Plaxico Burress' eyes recognized someone in particular right away Sunday night, when he strolled over from the locker room to the place where family members relax until it's time to leave.
That would be 4-year-old son Elijah, the very same person Burress handed the ball to Sunday night following his first career touchdown as a Jet and first in nearly three seasons.
"He was the first person I saw when I went into the lounge, man," the wide receiver said. "Just to see him like that, have those emotions, a smile on his face, just talk to him, have fun. ... it was good. As soon as we got in the car, man he passed out.
"But it was good. He slept with the ball on his lap all the way home. And it’s just a good feeling."
Burress was a non-factor early on in the Jets' 27-24 come-from-behind victory, getting targeted by quarterback Mark Sanchez only once in the first half. Burress attributed that to some blitz packages and schematic things Dallas was doing that the Jets didn't totally expect.
He got going in the second half, posting four receptions for 72 yards, which includes that nifty 26-yard fourth-quarter touchdown that brought the Jets within 24-17with just under 12 minutes left.
"There’s no reason to get bent out of shape if I haven’t caught a ball in the first or second quarter," Burress said. "I know Schotty [offensive coordinator Brian Schottenheinmer] and Mark are trying to do the best job possible to get everybody involved. We’ve got a lot of playmakers on offense. We’ve got four or five guys that can catch the ball and do great things with it after the catch.
"So everybody is going to get their touches and I think as the season goes around, we’ll see who does well and we’ll put guys in that role and we’ll just let everybody play to their strengths."
That's what the Jets are looking to do with their third-year signal caller. Sanchez is constantly under a microscope, especially in the glaring New York media spotlight.
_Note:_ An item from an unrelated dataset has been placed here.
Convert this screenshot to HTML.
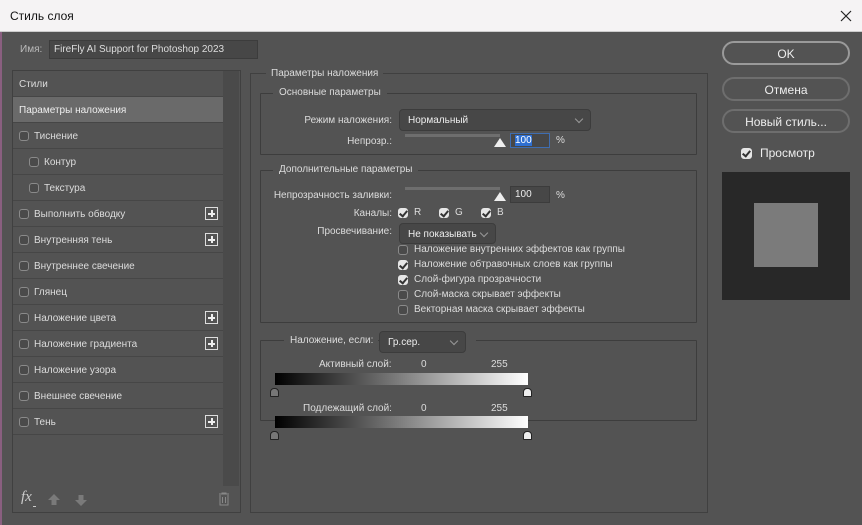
<!DOCTYPE html>
<html><head><meta charset="utf-8"><style>
*{box-sizing:border-box;margin:0;padding:0}
body{width:862px;height:525px;overflow:hidden;background:#535353;font-family:"Liberation Sans","DejaVu Sans",sans-serif;font-size:10px;color:#dcdcdc;position:relative}
.a{position:absolute;white-space:nowrap}
.r{position:absolute;white-space:nowrap;right:470px}
.title{left:0;top:0;width:862px;height:32px;background:#f5f3f4;color:#111;font-size:12px;padding:9px 0 0 10px;border-bottom:1px solid #ccc}
.cb{position:absolute;width:10px;height:10px;border:1px solid #8a8a8a;border-radius:3px;background:#4a4a4a}
.cb.on{background:#e6e6e6;border-color:#e6e6e6}
.cb.on:after{content:"";position:absolute;left:2px;top:0px;width:3px;height:6px;border:solid #333;border-width:0 2px 2px 0;transform:rotate(40deg)}
.row{position:absolute;left:13px;width:210px;height:26px;border-bottom:1px solid #464646;padding:8px 0 0 6px}
.plus{position:absolute;right:5px;top:6px;width:13px;height:13px;border:1px solid #ddd}
.plus:before{content:"";position:absolute;left:2px;top:5px;width:7px;height:1.5px;background:#eee}
.plus:after{content:"";position:absolute;left:5px;top:2px;width:1.5px;height:7px;background:#eee}
.grp{position:absolute;border:1px solid #3d3d3d;border-radius:1px}
.leg{position:absolute;background:#535353;padding:0 6px;top:-7px}
.dd{position:absolute;background:#474747;border:1px solid #3c3c3c;border-radius:4px;padding:5px 0 0 8px;color:#eee}
.dd:after{content:"";position:absolute;right:8px;top:6px;width:5px;height:5px;border:solid #999;border-width:0 1px 1px 0;transform:rotate(45deg)}
.inp{position:absolute;background:#474747;border:1px solid #3c3c3c;padding:2px 0 0 4px;color:#eee}
.track{position:absolute;height:3px;background:#6e6e6e}
.thumb{position:absolute;width:0;height:0;border-left:6px solid transparent;border-right:6px solid transparent;border-bottom:9px solid #eee}
.btn{position:absolute;left:722px;width:128px;height:24px;border:2px solid #6e6e6e;border-radius:12px;text-align:center;font-size:12px;padding-top:4px;color:#eee}
.gt{position:absolute;width:9px;height:9px;border:1px solid #222;border-radius:4px 4px 1px 1px;background:#777}
</style></head><body>
<div class="a title">Стиль слоя</div>
<svg class="a" style="left:840px;top:10px" width="12" height="12"><path d="M1 1L11 11M11 1L1 11" stroke="#222" stroke-width="1.2"/></svg>
<div class="a" style="left:0;top:32px;width:2px;height:493px;background:#8a5f80"></div>
<div class="a" style="left:20px;top:44px;color:#bbb">Имя:</div>
<div class="inp" style="left:49px;top:40px;width:209px;height:19px;padding-top:3px;color:#ddd">FireFly AI Support for Photoshop 2023</div>

<div class="a" style="left:12px;top:70px;width:229px;height:443px;border:1px solid #404040"></div>
<div class="a" style="left:223px;top:71px;width:16px;height:415px;background:#4a4a4a"></div>
<div class="row" style="top:71px">Стили</div>
<div class="row" style="top:97px;background:#6a6a6a;color:#eee">Параметры наложения</div>
<div class="row" style="top:123px"><span class="cb" style="left:6px;top:8px"></span><span style="margin-left:15px">Тиснение</span></div>
<div class="row" style="top:149px"><span class="cb" style="left:16px;top:8px"></span><span style="margin-left:25px">Контур</span></div>
<div class="row" style="top:175px"><span class="cb" style="left:16px;top:8px"></span><span style="margin-left:25px">Текстура</span></div>
<div class="row" style="top:201px"><span class="cb" style="left:6px;top:8px"></span><span style="margin-left:15px">Выполнить обводку</span><span class="plus"></span></div>
<div class="row" style="top:227px"><span class="cb" style="left:6px;top:8px"></span><span style="margin-left:15px">Внутренняя тень</span><span class="plus"></span></div>
<div class="row" style="top:253px"><span class="cb" style="left:6px;top:8px"></span><span style="margin-left:15px">Внутреннее свечение</span></div>
<div class="row" style="top:279px"><span class="cb" style="left:6px;top:8px"></span><span style="margin-left:15px">Глянец</span></div>
<div class="row" style="top:305px"><span class="cb" style="left:6px;top:8px"></span><span style="margin-left:15px">Наложение цвета</span><span class="plus"></span></div>
<div class="row" style="top:331px"><span class="cb" style="left:6px;top:8px"></span><span style="margin-left:15px">Наложение градиента</span><span class="plus"></span></div>
<div class="row" style="top:357px"><span class="cb" style="left:6px;top:8px"></span><span style="margin-left:15px">Наложение узора</span></div>
<div class="row" style="top:383px"><span class="cb" style="left:6px;top:8px"></span><span style="margin-left:15px">Внешнее свечение</span></div>
<div class="row" style="top:409px"><span class="cb" style="left:6px;top:8px"></span><span style="margin-left:15px">Тень</span><span class="plus"></span></div>
<div class="a" style="left:21px;top:489px;font-size:15px;font-style:italic;font-family:'Liberation Serif',serif;color:#ccc">fx</div>
<div class="a" style="left:33px;top:506px;width:3px;height:1px;background:#ccc"></div>
<svg class="a" style="left:48px;top:494px" width="12" height="12"><path d="M6 0L12 6H8.5V11H3.5V6H0Z" fill="#7a7a7a"/></svg>
<svg class="a" style="left:75px;top:494px" width="12" height="12"><path d="M6 12L12 6H8.5V1H3.5V6H0Z" fill="#7a7a7a"/></svg>
<svg class="a" style="left:218px;top:492px" width="12" height="14"><path d="M1 2h10M4 2V1h4v1M2 3v10h8V3M4.5 5v6M7.5 5v6" stroke="#888" fill="none"/></svg>

<div class="a" style="left:250px;top:73px;width:458px;height:440px;border:1px solid #404040"></div>
<div class="a" style="left:266px;top:68px;background:#535353;padding:0 5px">Параметры наложения</div>
<div class="grp" style="left:260px;top:93px;width:437px;height:62px"><div class="leg" style="left:12px">Основные параметры</div></div>
<div class="r" style="top:115px">Режим наложения:</div>
<div class="dd" style="left:399px;top:109px;width:192px;height:22px">Нормальный</div>
<div class="r" style="top:136px">Непрозр.:</div>
<div class="track" style="left:405px;top:134px;width:95px"></div>
<div class="thumb" style="left:494px;top:138px"></div>
<div class="inp" style="left:510px;top:133px;width:40px;height:15px;padding-top:1px;border-color:#3f6db0"><span style="background:#2f6fd0;color:#fff">100</span></div>
<div class="a" style="left:556px;top:135px">%</div>

<div class="grp" style="left:260px;top:170px;width:437px;height:153px"><div class="leg" style="left:12px">Дополнительные параметры</div></div>
<div class="r" style="top:190px">Непрозрачность заливки:</div>
<div class="track" style="left:405px;top:187px;width:95px"></div>
<div class="thumb" style="left:494px;top:192px"></div>
<div class="inp" style="left:510px;top:186px;width:40px;height:17px">100</div>
<div class="a" style="left:556px;top:190px">%</div>
<div class="r" style="top:208px">Каналы:</div>
<span class="cb on" style="left:398px;top:208px"></span><div class="a" style="left:414px;top:207px">R</div>
<span class="cb on" style="left:439px;top:208px"></span><div class="a" style="left:455px;top:207px">G</div>
<span class="cb on" style="left:481px;top:208px"></span><div class="a" style="left:497px;top:207px">B</div>
<div class="r" style="top:226px">Просвечивание:</div>
<div class="dd" style="left:399px;top:223px;width:97px;height:21px">Не показывать</div>
<span class="cb" style="left:398px;top:245px"></span><div class="a" style="left:414px;top:244px">Наложение внутренних эффектов как группы</div>
<span class="cb on" style="left:398px;top:260px"></span><div class="a" style="left:414px;top:259px">Наложение обтравочных слоев как группы</div>
<span class="cb on" style="left:398px;top:275px"></span><div class="a" style="left:414px;top:274px">Слой-фигура прозрачности</div>
<span class="cb" style="left:398px;top:290px"></span><div class="a" style="left:414px;top:289px">Слой-маска скрывает эффекты</div>
<span class="cb" style="left:398px;top:305px"></span><div class="a" style="left:414px;top:304px">Векторная маска скрывает эффекты</div>

<div class="grp" style="left:260px;top:340px;width:437px;height:81px"></div>
<div class="a" style="left:284px;top:331px;width:94px;height:22px;background:#535353"></div>
<div class="a" style="left:290px;top:335px">Наложение, если:</div>
<div class="a" style="left:466px;top:331px;width:10px;height:20px;background:#535353"></div>
<div class="dd" style="left:379px;top:331px;width:87px;height:22px">Гр.сер.</div>
<div class="a" style="left:319px;top:359px">Активный слой:</div>
<div class="a" style="left:421px;top:359px">0</div>
<div class="a" style="left:491px;top:359px">255</div>
<div class="a" style="left:275px;top:373px;width:253px;height:12px;background:linear-gradient(90deg,#000,#fff)"></div>
<div class="gt" style="left:270px;top:388px"></div>
<div class="gt" style="left:523px;top:388px;background:#eee"></div>
<div class="a" style="left:303px;top:403px">Подлежащий слой:</div>
<div class="a" style="left:421px;top:403px">0</div>
<div class="a" style="left:491px;top:403px">255</div>
<div class="a" style="left:275px;top:416px;width:253px;height:12px;background:linear-gradient(90deg,#000,#fff)"></div>
<div class="gt" style="left:270px;top:431px"></div>
<div class="gt" style="left:523px;top:431px;background:#eee"></div>

<div class="btn" style="top:41px;border-color:#9a9a9a">OK</div>
<div class="btn" style="top:77px">Отмена</div>
<div class="btn" style="top:109px">Новый стиль...</div>
<span class="cb on" style="left:741px;top:148px;width:11px;height:11px"></span>
<div class="a" style="left:760px;top:146px;font-size:12px;color:#eee">Просмотр</div>
<div class="a" style="left:722px;top:172px;width:128px;height:128px;background:#282828"></div>
<div class="a" style="left:754px;top:203px;width:64px;height:64px;background:#7b7b7b"></div>
</body></html>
But Burress, who knows a thing or two about playing with young quarterbacks (see: Manning, Eli), said playing the position and growing up right before people's eyes isn't the easiest thing to do.
"Playing quarterback in the National Football League is the hardest job in sports, other than being a goalie in the NHL or hitting a baseball," Burress said. "Quarterback, you have to be mentally sharp everyday and I understand that. It’s a role that you grow into over time and I think Mark understands that. We are going to go as he goes.
"He’s getting better, every day. We are working tirelessly to be on the same page and when we get on Sundays, to try to make it be easy. But everything is a process. He’s coming along and I expect for him to keep getting better, week in and week out."
Burress expects the same thing from himself as he works back into football shape after all that time he lost over the past two-plus seasons.
"My conditioning was a little better than I thought it would be, going through a whole fourth quarter," he said. "I’m not saying I didn’t know exactly where it was going to be, but for the most part, I felt pretty good. So maybe I’m in a little bit better shape than I actually thought I was in going through a whole game.
"So right now, I’m really just cleaning up my routes and fundamentals – like that comeback route in the fourth quarter. That was a comeback route that I should have came back to and I let the guy come in front of me, just little things that that I’ve got to keep rehearsing, keep working so I can be sharper."